■ **TASK TO CARRY OUT**:
Pictures stay out. Extract the lines below from the first one through the line with "const columns = 'grid", both included.
○ ○ ○
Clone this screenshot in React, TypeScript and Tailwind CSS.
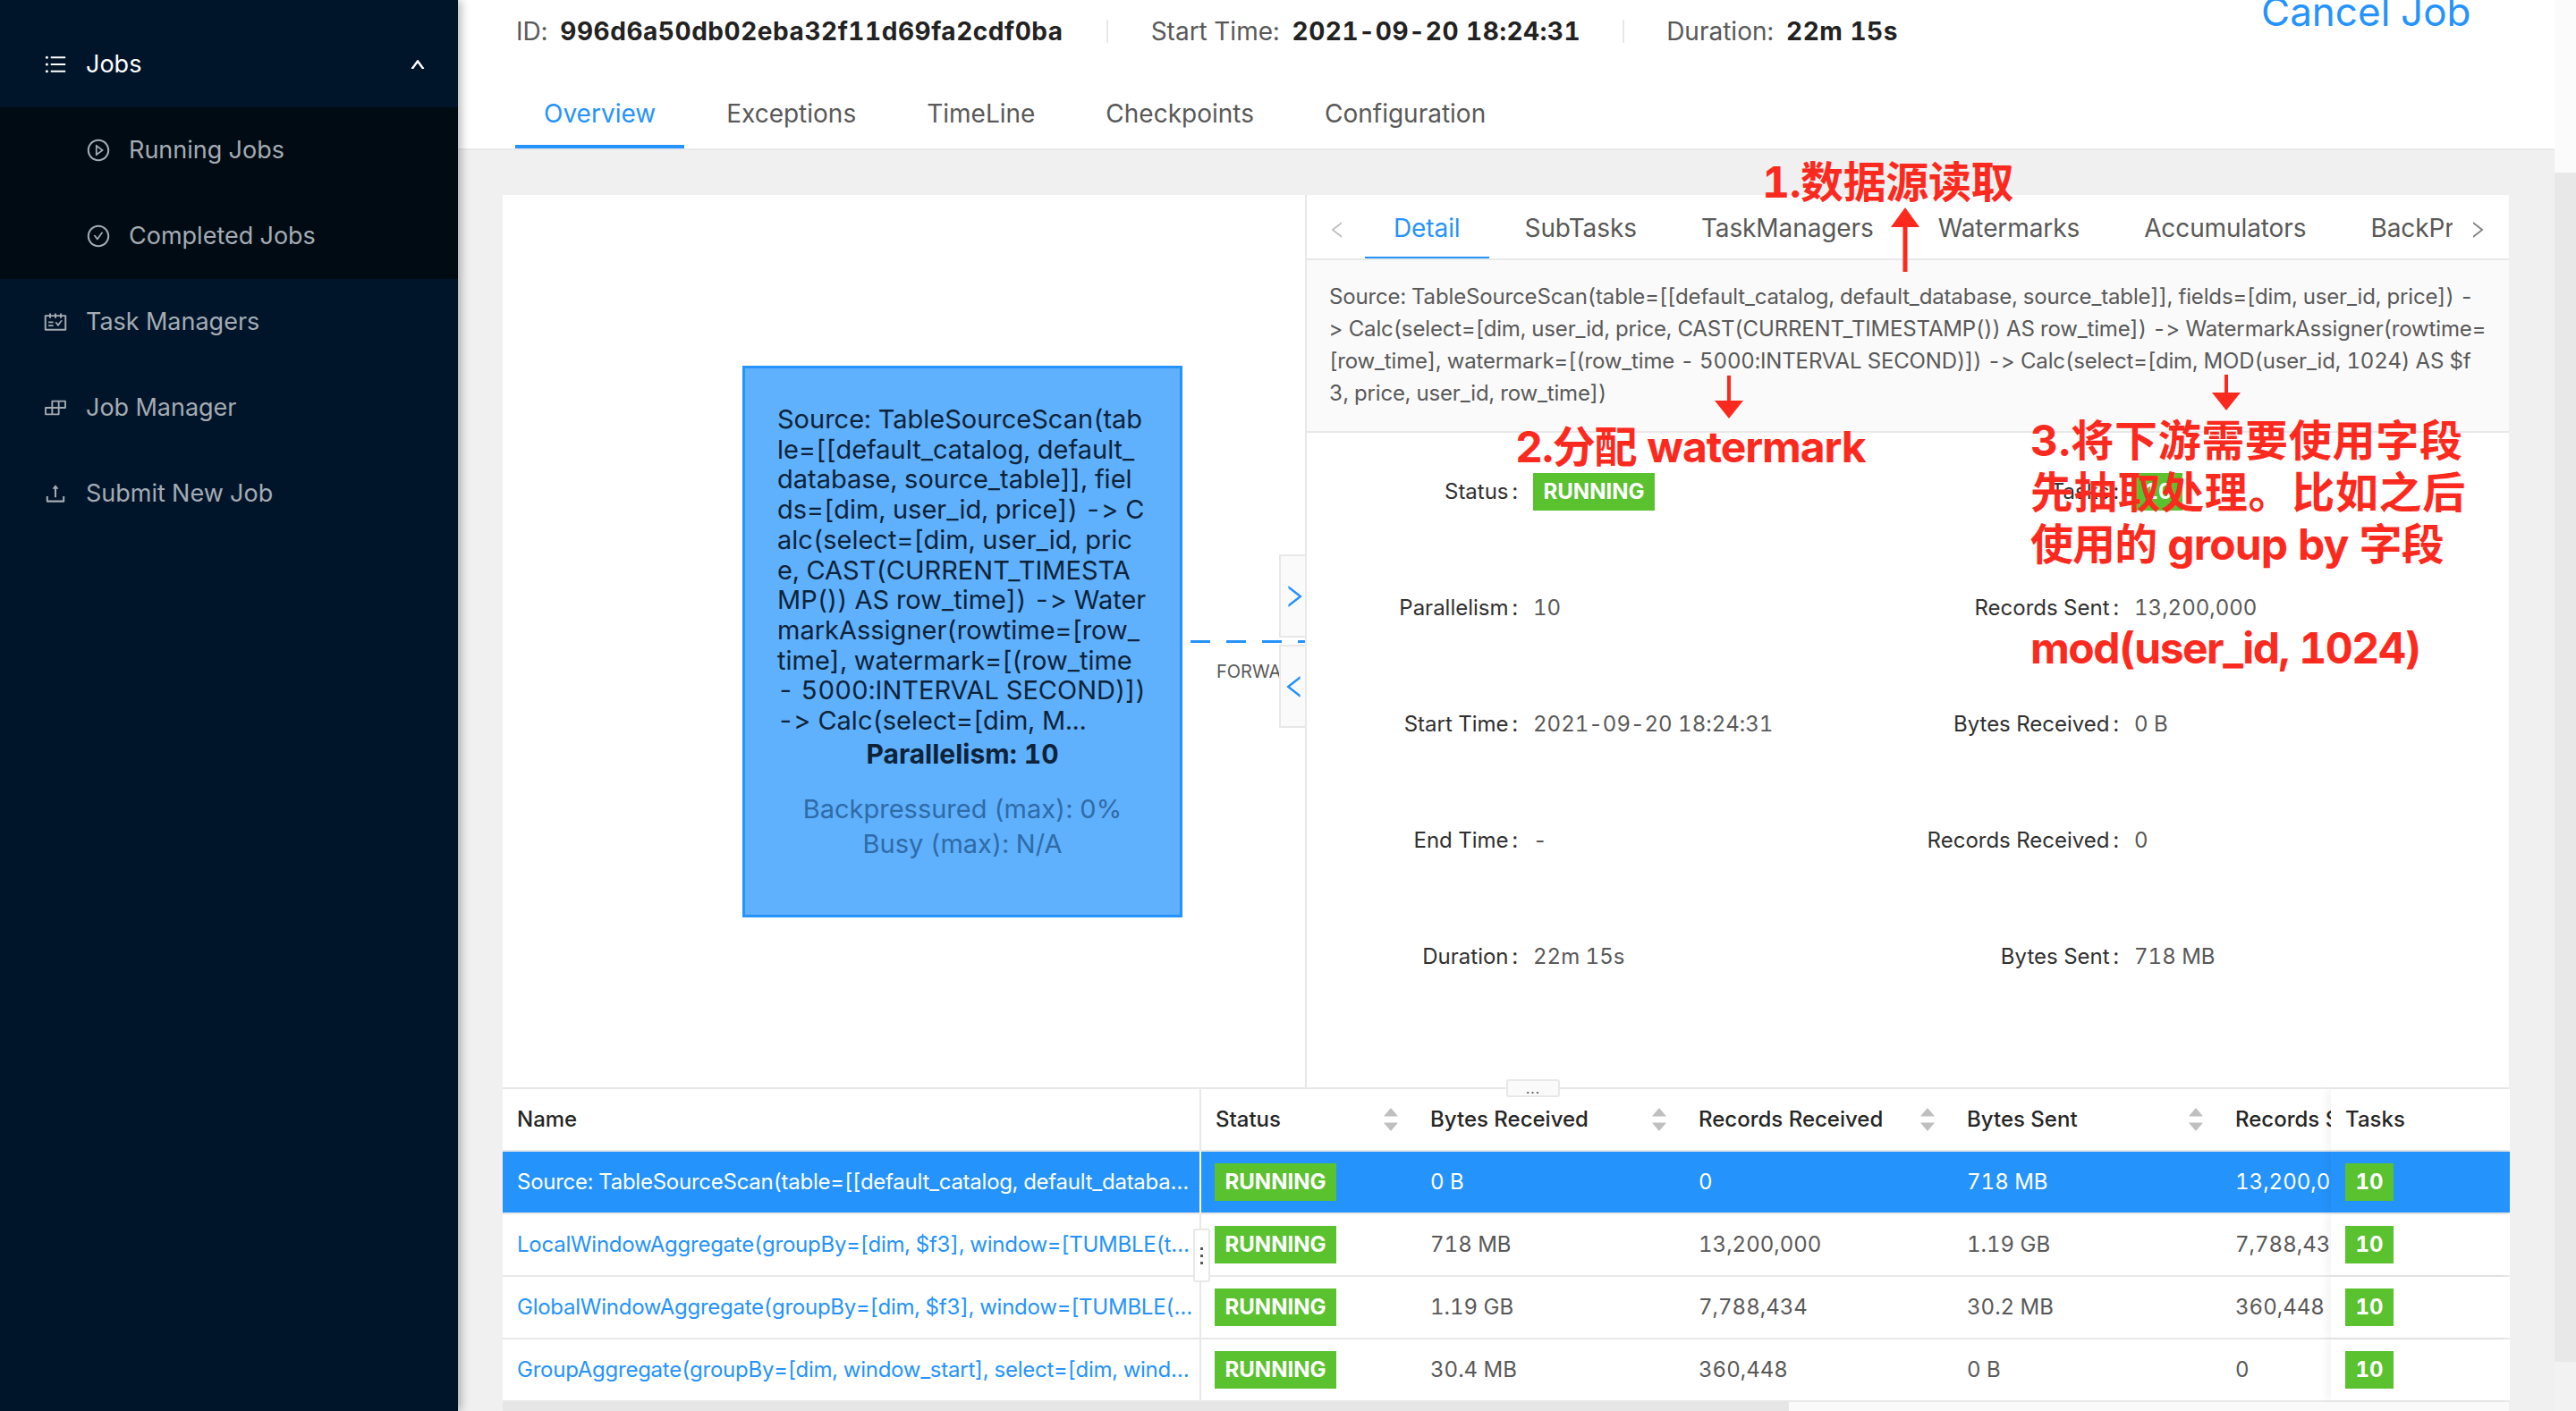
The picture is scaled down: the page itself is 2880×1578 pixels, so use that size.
import { ReactNode } from 'react'
import {
  AiFillCaretDown,
  AiFillCaretUp,
  AiOutlineBuild,
  AiOutlineCheckCircle,
  AiOutlineLeft,
  AiOutlinePlayCircle,
  AiOutlineRight,
  AiOutlineSchedule,
  AiOutlineUnorderedList,
  AiOutlineUp,
  AiOutlineUpload,
} from 'react-icons/ai'

const pageTabs = ['Overview', 'Exceptions', 'TimeLine', 'Checkpoints', 'Configuration']
const panelTabs = ['Detail', 'SubTasks', 'TaskManagers', 'Watermarks', 'Accumulators', 'BackPressure']

const descLines = [
  'Source: TableSourceScan(table=[[default_catalog, default_database, source_table]], fields=[dim, user_id, price]) -',
  '> Calc(select=[dim, user_id, price, CAST(CURRENT_TIMESTAMP()) AS row_time]) -> WatermarkAssigner(rowtime=',
  '[row_time], watermark=[(row_time - 5000:INTERVAL SECOND)]) -> Calc(select=[dim, MOD(user_id, 1024) AS $f',
  '3, price, user_id, row_time])',
]

const nodeLines = [
  'Source: TableSourceScan(tab',
  'le=[[default_catalog, default_',
  'database, source_table]], fiel',
  'ds=[dim, user_id, price]) -> C',
  'alc(select=[dim, user_id, pric',
  'e, CAST(CURRENT_TIMESTA',
  'MP()) AS row_time]) -> Water',
  'markAssigner(rowtime=[row_',
  'time], watermark=[(row_time',
  '- 5000:INTERVAL SECOND)])',
  '-> Calc(select=[dim, M...',
]

const rows = [
  {
    name: 'Source: TableSourceScan(table=[[default_catalog, default_database, source_table]], fields=[dim',
    values: ['0 B', '0', '718 MB', '13,200,000'],
  },
  {
    name: 'LocalWindowAggregate(groupBy=[dim, $f3], window=[TUMBLE(time_col=[row_time], size=[60000])',
    values: ['718 MB', '13,200,000', '1.19 GB', '7,788,434'],
  },
  {
    name: 'GlobalWindowAggregate(groupBy=[dim, $f3], window=[TUMBLE(slice_end=[$slice_end], size=[6000',
    values: ['1.19 GB', '7,788,434', '30.2 MB', '360,448'],
  },
  {
    name: 'GroupAggregate(groupBy=[dim, window_start], select=[dim, window_start, window_end, SUM(x)])',
    values: ['30.4 MB', '360,448', '0 B', '0'],
  },
]

const columns = 'grid grid-cols-[781px_240px_300px_300px_300px_123px_200px]'

function SideItem({ icon, label, indent, active }: { icon: ReactNode; label: string; indent?: boolean; active?: boolean }) {
  return (
    <div className={`flex h-24 items-center gap-5 ${indent ? 'pl-24' : 'pl-12'} ${active ? 'text-white' : 'text-[#a4abb3]'}`}>
      <span className="flex w-7 items-center justify-center text-[32px]">{icon}</span>
      <span className="text-[27px]">{label}</span>
    </div>
  )
}

function Sidebar() {
  return (
    <aside className="z-10 w-[512px] shrink-0 bg-[#00152a] shadow-[3px_0_10px_rgba(0,0,0,0.3)]">
      <div className="flex h-[120px] items-end justify-between">
        <div className="flex h-24 w-full items-center justify-between pr-[36px]">
          <SideItem icon={<AiOutlineUnorderedList />} label="Jobs" active />
          <AiOutlineUp className="text-[18px] text-white" strokeWidth={60} />
        </div>
      </div>
      <div className="bg-[#000b14]">
        <SideItem icon={<AiOutlinePlayCircle />} label="Running Jobs" indent />
        <SideItem icon={<AiOutlineCheckCircle />} label="Completed Jobs" indent />
      </div>
      <SideItem icon={<AiOutlineSchedule />} label="Task Managers" />
      <SideItem icon={<AiOutlineBuild />} label="Job Manager" />
      <SideItem icon={<AiOutlineUpload />} label="Submit New Job" />
    </aside>
  )
}

function HeaderStat({ label, value }: { label: string; value: string }) {
  return (
    <div className="flex items-center gap-[14px] text-[28px] leading-none">
      <span className="text-[#595959]">{label}</span>
      <span className="font-bold tracking-[0.55px] text-[#222]">{value}</span>
    </div>
  )
}

function Header() {
  return (
    <header className="relative h-[168px] border-b-2 border-[#e8e8e8] bg-white">
      <div className="flex h-[70px] items-center pl-[65px]">
        <HeaderStat label="ID:" value="996d6a50db02eba32f11d69fa2cdf0ba" />
        <span className="mx-[48px] h-[26px] w-0.5 bg-[#e8e8e8]" />
        <HeaderStat label="Start Time:" value="2021-09-20 18:24:31" />
        <span className="mx-[47px] h-[26px] w-0.5 bg-[#e8e8e8]" />
        <HeaderStat label="Duration:" value="22m 15s" />
      </div>
      <span className="absolute left-[2016px] top-[-14px] text-[44px] leading-[54px] text-[#2593fc]">Cancel Job</span>
      <nav className="flex pl-16">
        {pageTabs.map((tab, i) => (
          <div
            key={tab}
            className={`mr-[15px] flex h-[96px] items-center border-b-4 px-8 pt-[22px] text-[28px] ${
              i === 0 ? 'border-[#2593fc] text-[#2593fc]' : 'border-transparent text-[#595959]'
            }`}
          >
            {tab}
          </div>
        ))}
      </nav>
    </header>
  )
}

function GraphArea() {
  return (
    <div className="relative w-[899px] shrink-0 overflow-hidden border-r-2 border-[#e8e8e8]">
      {/* node */}
      <div className="absolute left-[268px] top-[191px] flex h-[617px] w-[492px] flex-col border-[3px] border-[#2593fc] bg-[#5fb0fd] pt-[40px] text-center">
        <div className="pl-[36px] text-left text-[29px] leading-[33.7px] text-[#0e2338]">
          {nodeLines.map((line) => (
            <div key={line} className="whitespace-nowrap">{line}</div>
          ))}
        </div>
        <div className="text-[30px] font-bold leading-[40px] text-[#0e2338]">Parallelism: 10</div>
        <div className="mt-[22px] text-[29px] leading-[39px] text-[#2f6ba6]">Backpressured (max): 0%</div>
        <div className="text-[29px] leading-[39px] text-[#2f6ba6]">Busy (max): N/A</div>
      </div>
      {/* edge */}
      <div className="absolute left-[769px] top-[498px] h-[3px] w-[130px] bg-[repeating-linear-gradient(90deg,#2593fc_0,#2593fc_22px,transparent_22px,transparent_40px)]" />
      <span className="absolute left-[798px] top-[521px] text-[20px] leading-[24px] text-[#595959]">FORWARD</span>
      <div className="absolute left-[868px] top-[402px] flex h-[93px] w-[31px] items-center justify-center border-2 border-r-0 border-[#e8e8e8] bg-[#fafafa] text-[#2593fc]">
        <AiOutlineRight className="shrink-0 text-[32px]" />
      </div>
      <div className="absolute left-[868px] top-[503px] flex h-[93px] w-[31px] items-center justify-center border-2 border-r-0 border-[#e8e8e8] bg-[#fafafa] text-[#2593fc]">
        <AiOutlineLeft className="shrink-0 text-[32px]" />
      </div>
    </div>
  )
}

function DetailItem({ label, children }: { label: string; children: ReactNode }) {
  return (
    <div className="flex h-[130px] items-center text-[24px]">
      <span className="w-[236px] shrink-0 text-right text-[#303030]">{label}<span className="ml-[4px]">:</span></span>
      <span className="ml-[17px] text-[#595959]">{children}</span>
    </div>
  )
}

function Badge({ children, wide }: { children: ReactNode; wide?: boolean }) {
  return (
    <span className={`flex h-[42px] items-center justify-center bg-[#5ac12f] text-[24px] font-bold leading-none text-white ${wide ? 'w-[136px]' : 'w-[54px]'}`}>
      {children}
    </span>
  )
}

function DetailPanel() {
  return (
    <div className="flex min-w-0 flex-1 flex-col">
      <div className="relative flex h-[73px] border-b-2 border-[#e8e8e8] pl-[65px]">
        <AiOutlineLeft className="absolute left-[22px] top-[27px] text-[24px] text-[#bfbfbf]" />
        <div className="flex w-[1216px] overflow-hidden">
          {panelTabs.map((tab, i) => (
            <div
              key={tab}
              className={`mr-2 flex h-[73px] shrink-0 items-center border-b-4 px-8 pt-1 text-[28px] tracking-[-0.1px] ${
                i === 0 ? 'border-[#2593fc] text-[#2593fc]' : 'border-transparent text-[#595959]'
              }`}
            >
              {tab}
            </div>
          ))}
        </div>
        <AiOutlineRight className="absolute left-[1297px] top-[27px] text-[24px] text-[#7f7f7f]" />
      </div>
      <div className="h-[193px] border-b-2 border-[#e8e8e8] bg-[#fafafa] pl-[25px] pt-[23px] text-[24px] leading-[36px] tracking-[-0.15px] text-[#595959]">
        {descLines.map((line) => (
          <div key={line} className="whitespace-nowrap">{line}</div>
        ))}
      </div>
      <div className="grid grid-cols-2 pt-[1px]">
        <DetailItem label="Status"><Badge wide>RUNNING</Badge></DetailItem>
        <DetailItem label="Tasks"><Badge>10</Badge></DetailItem>
        <DetailItem label="Parallelism">10</DetailItem>
        <DetailItem label="Records Sent">13,200,000</DetailItem>
        <DetailItem label="Start Time">2021-09-20 18:24:31</DetailItem>
        <DetailItem label="Bytes Received">0 B</DetailItem>
        <DetailItem label="End Time">-</DetailItem>
        <DetailItem label="Records Received">0</DetailItem>
        <DetailItem label="Duration">22m 15s</DetailItem>
        <DetailItem label="Bytes Sent">718 MB</DetailItem>
      </div>
    </div>
  )
}

function SortHead({ label, clip }: { label: string; clip?: boolean }) {
  return (
    <div className="flex items-center justify-between overflow-hidden pl-4 pr-[17px] font-medium">
      <span className="whitespace-nowrap">{label}</span>
      {!clip && (
        <span className="flex flex-col text-[22px] leading-none text-[#bfbfbf]">
          <AiFillCaretUp className="-mb-[3px]" />
          <AiFillCaretDown className="-mt-[3px]" />
        </span>
      )}
    </div>
  )
}

function VertexTable() {
  return (
    <div className="relative text-[24px]">
      <div className={`${columns} h-[70px] border-b-2 border-[#e8e8e8] text-[#262626]`}>
        <div className="flex items-center border-r-2 border-[#e8e8e8] pl-4 font-medium">Name</div>
        <SortHead label="Status" />
        <SortHead label="Bytes Received" />
        <SortHead label="Records Received" />
        <SortHead label="Bytes Sent" />
        <SortHead label="Records Sent" clip />
        <div className="flex items-center bg-white pl-4 font-medium shadow-[-6px_0_8px_rgba(0,0,0,0.04)]">Tasks</div>
      </div>
      {rows.map((row, i) => (
        <div key={row.name} className={`${columns} h-[70px] border-b-2 border-[#e8e8e8] ${i === 0 ? 'bg-[#2593fc] text-white' : 'text-[#595959]'} ${i === 3 ? 'border-b-0 h-[68px]' : ''}`}>
          <div className={`flex items-center overflow-hidden border-r-2 pl-4 pr-[7px] ${i === 0 ? 'border-white text-white' : 'border-[#e8e8e8] text-[#2593fc]'}`}>
            <span className="truncate tracking-[-0.25px]">{row.name}</span>
          </div>
          <div className="flex items-center pl-[15px]"><Badge wide>RUNNING</Badge></div>
          {row.values.map((value, j) => (
            <div key={j} className="flex items-center overflow-hidden whitespace-nowrap pl-4">{value}</div>
          ))}
          <div className="flex items-center bg-white pl-4 shadow-[-6px_0_8px_rgba(0,0,0,0.04)]" style={i === 0 ? { background: '#2593fc' } : undefined}>
            <Badge>10</Badge>
          </div>
        </div>
      ))}
      {/* resize handles */}
      <div className="absolute left-[1122px] top-[-11px] flex h-5 w-[60px] items-center justify-center rounded-[3px] border-2 border-[#e8e8e8] bg-[#fafafa] text-[16px] leading-none tracking-[1px] text-[#595959]">
        ...
      </div>
      <div className="absolute left-[772px] top-[156px] flex h-[60px] w-[19px] flex-col items-center justify-center gap-[5px] rounded-[3px] border-2 border-[#e8e8e8] bg-white">
        <span className="h-[3px] w-[3px] bg-[#595959]" />
        <span className="h-[3px] w-[3px] bg-[#595959]" />
        <span className="h-[3px] w-[3px] bg-[#595959]" />
      </div>
    </div>
  )
}

function Annotations() {
  const text = 'absolute whitespace-nowrap font-bold text-[#fc2a1e]'
  return (
    <>
      <span className={`${text} left-[1970px] top-[174px] text-[48px] leading-[60px] tracking-[-0.4px]`}>1.数据源读取</span>
      <svg className="absolute left-[2114px] top-[230px]" width="32" height="74" viewBox="0 0 32 74">
        <path d="M16 2L32 24H18.5V74H13.5V24H0Z" fill="#fc2a1e" />
      </svg>
      <svg className="absolute left-[1917px] top-[420px]" width="32" height="48" viewBox="0 0 32 48">
        <path d="M14 0H18V28H32L16 48L0 28H14Z" fill="#fc2a1e" />
      </svg>
      <svg className="absolute left-[2473px] top-[419px]" width="32" height="40" viewBox="0 0 32 40">
        <path d="M14 0H18V20H32L16 40L0 20H14Z" fill="#fc2a1e" />
      </svg>
      <span className={`${text} left-[1694px] top-[470px] text-[48px] leading-[60px] tracking-[-1.1px]`}>2.分配 watermark</span>
      <div className={`${text} left-[2270px] top-[464px] text-[48px] leading-[58px]`}>
        <div className="tracking-[0.7px]">3.将下游需要使用字段</div>
        <div className="tracking-[0.7px]">先抽取处理。比如之后</div>
        <div className="tracking-[-0.9px]">使用的 group by 字段</div>
      </div>
      <span className={`${text} left-[2270px] top-[695px] text-[48px] leading-[60px] tracking-[-1.5px]`}>mod(user_id, 1024)</span>
    </>
  )
}

export default function App() {
  return (
    <div className="relative flex h-[1578px] w-[2880px] overflow-hidden bg-[#f0f0f0] font-['Inter','Noto_Sans_CJK_SC',sans-serif] tabular-nums [font-feature-settings:'calt'_0,'tnum'_1]">
      <Sidebar />
      <main className="flex min-w-0 flex-1 flex-col">
        <Header />
        <div className="flex-1 pl-[50px] pr-[51px] pt-[50px]">
          <div className="flex h-[1360px] flex-col bg-white">
            <div className="flex h-[1000px] shrink-0 border-b-2 border-[#e8e8e8]">
              <GraphArea />
              <DetailPanel />
            </div>
            <VertexTable />
            <div className="flex h-3 bg-[#fafafa]">
              <div className="w-[1438px] bg-[#e6e6e6]" />
            </div>
          </div>
        </div>
      </main>
      <div className="flex w-6 shrink-0 flex-col">
        <div className="h-[193px] bg-[#fbfbfb]" />
        <div className="flex-1 bg-[#e8e8e8]" />
        <div className="h-[55px] bg-[#f2f2f2]" />
      </div>
      <Annotations />
    </div>
  )
}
○ ○ ○
■ **WRITTEN ANSWER**:
Clone this screenshot in React, TypeScript and Tailwind CSS.
The picture is scaled down: the page itself is 2880×1578 pixels, so use that size.
import { ReactNode } from 'react'
import {
  AiFillCaretDown,
  AiFillCaretUp,
  AiOutlineBuild,
  AiOutlineCheckCircle,
  AiOutlineLeft,
  AiOutlinePlayCircle,
  AiOutlineRight,
  AiOutlineSchedule,
  AiOutlineUnorderedList,
  AiOutlineUp,
  AiOutlineUpload,
} from 'react-icons/ai'

const pageTabs = ['Overview', 'Exceptions', 'TimeLine', 'Checkpoints', 'Configuration']
const panelTabs = ['Detail', 'SubTasks', 'TaskManagers', 'Watermarks', 'Accumulators', 'BackPressure']

const descLines = [
  'Source: TableSourceScan(table=[[default_catalog, default_database, source_table]], fields=[dim, user_id, price]) -',
  '> Calc(select=[dim, user_id, price, CAST(CURRENT_TIMESTAMP()) AS row_time]) -> WatermarkAssigner(rowtime=',
  '[row_time], watermark=[(row_time - 5000:INTERVAL SECOND)]) -> Calc(select=[dim, MOD(user_id, 1024) AS $f',
  '3, price, user_id, row_time])',
]

const nodeLines = [
  'Source: TableSourceScan(tab',
  'le=[[default_catalog, default_',
  'database, source_table]], fiel',
  'ds=[dim, user_id, price]) -> C',
  'alc(select=[dim, user_id, pric',
  'e, CAST(CURRENT_TIMESTA',
  'MP()) AS row_time]) -> Water',
  'markAssigner(rowtime=[row_',
  'time], watermark=[(row_time',
  '- 5000:INTERVAL SECOND)])',
  '-> Calc(select=[dim, M...',
]

const rows = [
  {
    name: 'Source: TableSourceScan(table=[[default_catalog, default_database, source_table]], fields=[dim',
    values: ['0 B', '0', '718 MB', '13,200,000'],
  },
  {
    name: 'LocalWindowAggregate(groupBy=[dim, $f3], window=[TUMBLE(time_col=[row_time], size=[60000])',
    values: ['718 MB', '13,200,000', '1.19 GB', '7,788,434'],
  },
  {
    name: 'GlobalWindowAggregate(groupBy=[dim, $f3], window=[TUMBLE(slice_end=[$slice_end], size=[6000',
    values: ['1.19 GB', '7,788,434', '30.2 MB', '360,448'],
  },
  {
    name: 'GroupAggregate(groupBy=[dim, window_start], select=[dim, window_start, window_end, SUM(x)])',
    values: ['30.4 MB', '360,448', '0 B', '0'],
  },
]

const columns = 'grid grid-cols-[781px_240px_300px_300px_300px_123px_200px]'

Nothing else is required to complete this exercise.